Copy every line of the records below that holds the word "code".

> _Given data_
+ + + +
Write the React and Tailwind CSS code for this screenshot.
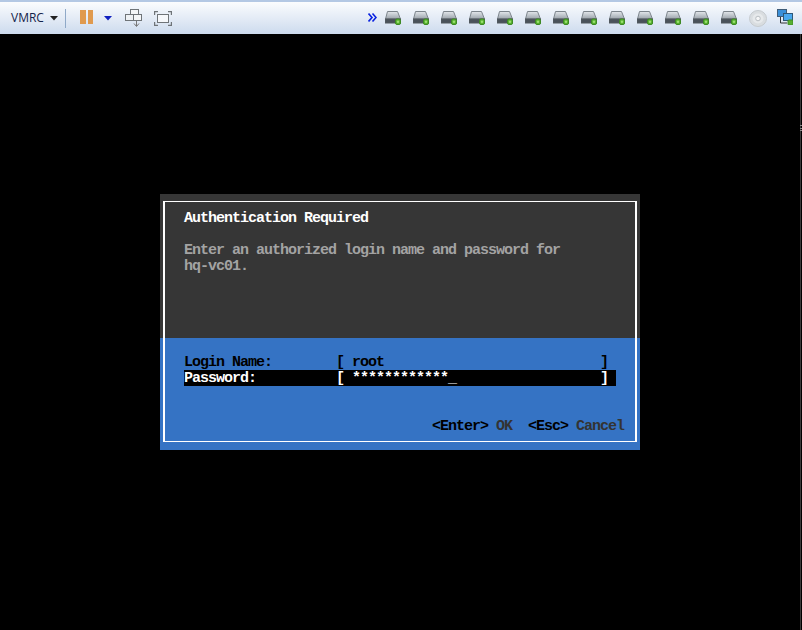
const disks = Array.from({ length: 13 }, (_, i) => i);

function Caret({ color }) {
  return (
    <svg width="8" height="5" viewBox="0 0 8 5" className="block">
      <path d="M0 0H8L4 4.5Z" fill={color} />
    </svg>
  );
}

function PauseIcon() {
  return (
    <div className="flex gap-[2px]">
      <div className="w-[6px] h-[14px] bg-[#e09a4e]" />
      <div className="w-[5px] h-[14px] bg-[#e09a4e]" />
    </div>
  );
}

function SendKeysIcon() {
  return (
    <svg width="17" height="18" viewBox="0 0 17 18" className="block">
      <rect x="5.5" y="0.5" width="8" height="5" fill="#f4f6f8" stroke="#6f7478" />
      <rect x="0.5" y="5.5" width="8" height="6" fill="#eef1f4" stroke="#6f7478" />
      <rect x="8.5" y="5.5" width="8" height="6" fill="#f4f6f8" stroke="#6f7478" />
      <path d="M11.5 12V17" stroke="#777" />
      <path d="M9 14.5L11.5 17.5L14 14.5" fill="none" stroke="#777" />
    </svg>
  );
}

function FitIcon() {
  return (
    <svg width="18" height="15" viewBox="0 0 18 15" className="block">
      <rect x="3.5" y="3.5" width="11" height="8" fill="#f6f8fb" stroke="#6f7478" />
      <path d="M0.5 4V0.5H4M14 0.5H17.5V4M17.5 11V14.5H14M4 14.5H0.5V11" fill="none" stroke="#6f7478" strokeWidth="1.4" />
    </svg>
  );
}

function ChevronsIcon() {
  return (
    <svg width="9" height="9" viewBox="0 0 9 9" className="block">
      <path d="M0.5 0.5L4 4.5L0.5 8.5M4.5 0.5L8 4.5L4.5 8.5" fill="none" stroke="#0a22e0" strokeWidth="1.6" />
    </svg>
  );
}

function DiskIcon() {
  return (
    <svg width="16" height="14" viewBox="0 0 16 14" className="block">
      <defs>
        <linearGradient id="diskTop" x1="0" y1="0" x2="0" y2="1">
          <stop offset="0" stopColor="#e4e8ec" />
          <stop offset="1" stopColor="#9aa2aa" />
        </linearGradient>
      </defs>
      <path d="M2.5 0.5H12.5L15.5 8H0.5Z" fill="url(#diskTop)" stroke="#7d858c" />
      <rect x="0.5" y="8" width="15" height="4" fill="#4a525a" stroke="#50585f" />
      <rect x="10.5" y="8" width="5" height="5.5" rx="1.5" fill="#58b030" stroke="#3d8a22" />
      <circle cx="13" cy="10.7" r="1.2" fill="#9be070" />
    </svg>
  );
}

function CdIcon() {
  return (
    <svg width="18" height="17" viewBox="0 0 18 17" className="block">
      <ellipse cx="9" cy="8.5" rx="8.5" ry="8" fill="#d9dde0" stroke="#c6cbcf" />
      <ellipse cx="9" cy="8.5" rx="5.5" ry="5" fill="#e6e9eb" />
      <circle cx="9" cy="8.5" r="2.3" fill="#f5f6f7" stroke="#b9bec3" />
    </svg>
  );
}

function NetworkIcon() {
  return (
    <svg width="16" height="16" viewBox="0 0 16 16" className="block">
      <rect x="0.5" y="0.5" width="9" height="7" fill="#3a8fd8" stroke="#3f5c78" />
      <path d="M3.5 8V14H10" fill="none" stroke="#333" />
      <rect x="6.5" y="4.5" width="9" height="7" fill="#4aa8ee" stroke="#2f5878" />
      <rect x="11" y="11" width="5" height="5" rx="1" fill="#58b030" stroke="#3d8a22" />
    </svg>
  );
}

function Row({ className = "", children }) {
  return <div className={`h-4 leading-[18px] whitespace-pre pl-6 ${className}`}>{children}</div>;
}

export default function App() {
  return (
    <div className="relative w-[802px] h-[630px] bg-black flex flex-col overflow-hidden">
      {/* toolbar */}
      <div className="h-[34px] shrink-0 flex items-center border-t-2 border-[#b4c8e4] bg-gradient-to-b from-[#fbfcfe] to-[#cddbee] font-['Open_Sans',sans-serif]">
        <span className="ml-[11px] w-[36px] text-[12px] text-[#14234a]">VMRC</span>
        <div className="ml-[3px]">
          <Caret color="#222" />
        </div>
        <div className="ml-[7px] w-[1px] h-[19px] bg-[#8fa9c8]" />
        <div className="ml-[14px] mb-[2px]">
          <PauseIcon />
        </div>
        <div className="ml-[11px]">
          <Caret color="#1020c0" />
        </div>
        <div className="ml-[13px]">
          <SendKeysIcon />
        </div>
        <div className="ml-[12px]">
          <FitIcon />
        </div>

        <div className="ml-[196px] mb-[2px]">
          <ChevronsIcon />
        </div>
        <div className="flex gap-[12px] ml-[8px]">
          {disks.map((d) => (
            <DiskIcon key={d} />
          ))}
        </div>
        <div className="ml-[12px]">
          <CdIcon />
        </div>
        <div className="ml-[10px] mb-[2px]">
          <NetworkIcon />
        </div>
      </div>

      {/* console dialog */}
      <div className="relative mt-[160px] ml-[160px] w-[480px] h-[256px] font-['Liberation_Mono',monospace] font-bold text-[15px] tracking-[-1px]">
        <div className="h-[144px] bg-[#363636] pt-4">
          <Row className="text-white">Authentication Required</Row>
          <div className="h-4" />
          <Row className="text-[#a3a3a3]">Enter an authorized login name and password for</Row>
          <Row className="text-[#a3a3a3]">hq-vc01.</Row>
        </div>
        <div className="h-[112px] bg-[#3573c4] pt-4 text-black">
          <Row>{"Login Name:        [ root"}<span>{"                           ]"}</span></Row>
          <div className="ml-6 w-[432px] h-4 leading-[18px] whitespace-pre bg-black text-white">
            {"Password:          [ ************_                  ]"}
          </div>
          <div className="h-8" />
          <div className="h-4 leading-[18px] whitespace-pre pl-[272px]">
            {"<Enter> "}
            <span className="text-[#333333]">OK</span>
            {"  <Esc> "}
            <span className="text-[#333333]">Cancel</span>
          </div>
        </div>
        <div className="absolute left-[3px] top-[7px] w-[474px] h-[241px] border-x-2 border-y border-white pointer-events-none" />
      </div>

      {/* window edge */}
      <div className="absolute right-[1px] top-[34px] bottom-0 w-[1px] bg-[#3a3a3a]" />
      <div className="absolute right-0 top-[125px] w-[2px] h-[1px] bg-[#888888]" />
      <div className="absolute right-0 top-[128px] w-[2px] h-[1px] bg-[#888888]" />
      <div className="absolute right-0 top-[130px] w-[2px] h-[1px] bg-[#888888]" />
    </div>
  );
}
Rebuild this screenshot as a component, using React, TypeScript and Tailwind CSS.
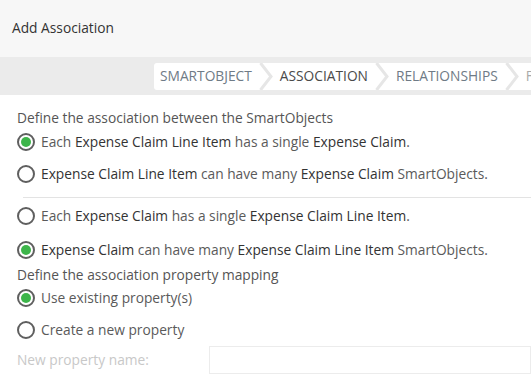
import { type ReactNode } from 'react';

const font = { fontFamily: '"Open Sans", "Liberation Sans", sans-serif' };

const Radio = ({ checked, className, children }: { checked?: boolean; className?: string; children: ReactNode }) => (
  <label className={`flex items-center gap-[6px] h-[30px] ${className ?? ''}`}>
    <span className="w-[18px] h-[18px] rounded-full border-2 border-[#5f5f5f] grid place-items-center bg-white shrink-0">
      {checked && <span className="w-[10px] h-[10px] rounded-full bg-[#3db54a]" />}
    </span>
    <span className="text-[13.75px] text-[#5a5a5a] whitespace-nowrap">{children}</span>
  </label>
);

const B = ({ children }: { children: ReactNode }) => (
  <span className="font-medium text-[#333]">{children}</span>
);

const Chevron = () => (
  <svg width="14" height="27" viewBox="0 0 14 27" className="shrink-0">
    <path d="M1.5 0 L12 13.5 L1.5 27" fill="none" stroke="#e6e6e6" strokeWidth="3" />
  </svg>
);

const steps = [
  { text: 'SMARTOBJECT', active: false },
  { text: 'ASSOCIATION', active: true },
  { text: 'RELATIONSHIPS', active: false },
  { text: 'FIELDS', active: false },
];

export default function App() {
  return (
    <div className="w-[531px] h-[378px] overflow-hidden bg-white" style={font}>
      <header className="h-[57px] bg-[#f7f7f7] flex items-center px-[12px]">
        <h1 className="text-[13.75px] text-[#333]">Add Association</h1>
      </header>
      <div className="h-[38px] bg-[#ebebeb] flex items-center pl-[154px] overflow-hidden">
        <nav className="h-[27px] bg-white rounded-l-[3px] flex items-center pl-[6px] gap-[7px] whitespace-nowrap flex-1">
          {steps.map((s, idx) => (
            <div key={idx} className="flex items-center gap-[7px]">
              <span
                className={
                  s.active
                    ? 'text-[13.75px] font-medium text-[#4a4a4a]'
                    : idx === 3
                      ? 'text-[13.75px] text-[#aaa]'
                      : 'text-[13.75px] text-[#6f7b86]'
                }>
                {s.text}
              </span>
              {idx < 3 && <Chevron />}
            </div>
          ))}
        </nav>
      </div>
      <main className="pl-[17px] pt-[14px]">
        <p className="text-[13.75px] text-[#555] leading-[18px]">Define the association between the SmartObjects</p>
        <Radio checked>
          Each <B>Expense Claim Line Item</B> has a single <B>Expense Claim</B>.
        </Radio>
        <Radio className="mt-[2px]">
          <B>Expense Claim Line Item</B> can have many <B>Expense Claim</B> SmartObjects.
        </Radio>
        <div className="border-t border-[#e3e3e3] ml-[6px] mt-[8px]" />
        <Radio className="mt-[3px]">
          Each <B>Expense Claim</B> has a single <B>Expense Claim Line Item</B>.
        </Radio>
        <Radio checked className="mt-[4px]">
          <B>Expense Claim</B> can have many <B>Expense Claim Line Item</B> SmartObjects.
        </Radio>
        <p className="text-[13.75px] text-[#555] leading-[18px] mt-[1px]">Define the association property mapping</p>
        <Radio checked className="-mt-[1px]">
          Use existing property(s)
        </Radio>
        <Radio className="mt-[2px]">Create a new property</Radio>
        <div className="flex items-center mt-[1px]">
          <span className="w-[192px] text-[13.75px] text-[#c8c8c8]">New property name:</span>
          <input className="flex-1 h-[28px] border border-[#ececec] outline-none" />
        </div>
      </main>
    </div>
  );
}
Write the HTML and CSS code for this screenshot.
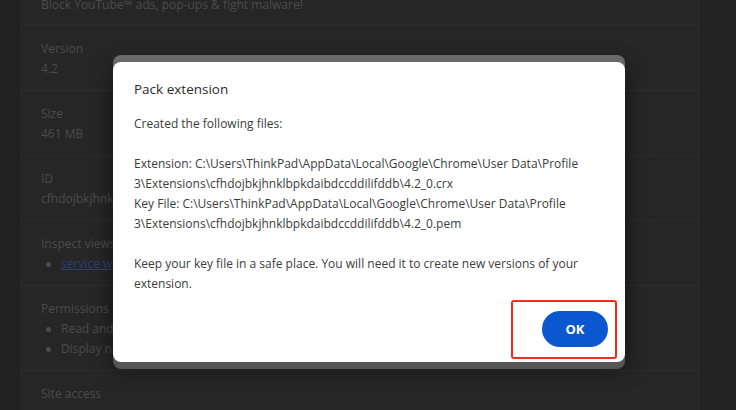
+ + + +
> _Task response_
Write the React and Tailwind CSS code for this screenshot.
Write the HTML and CSS code for this screenshot.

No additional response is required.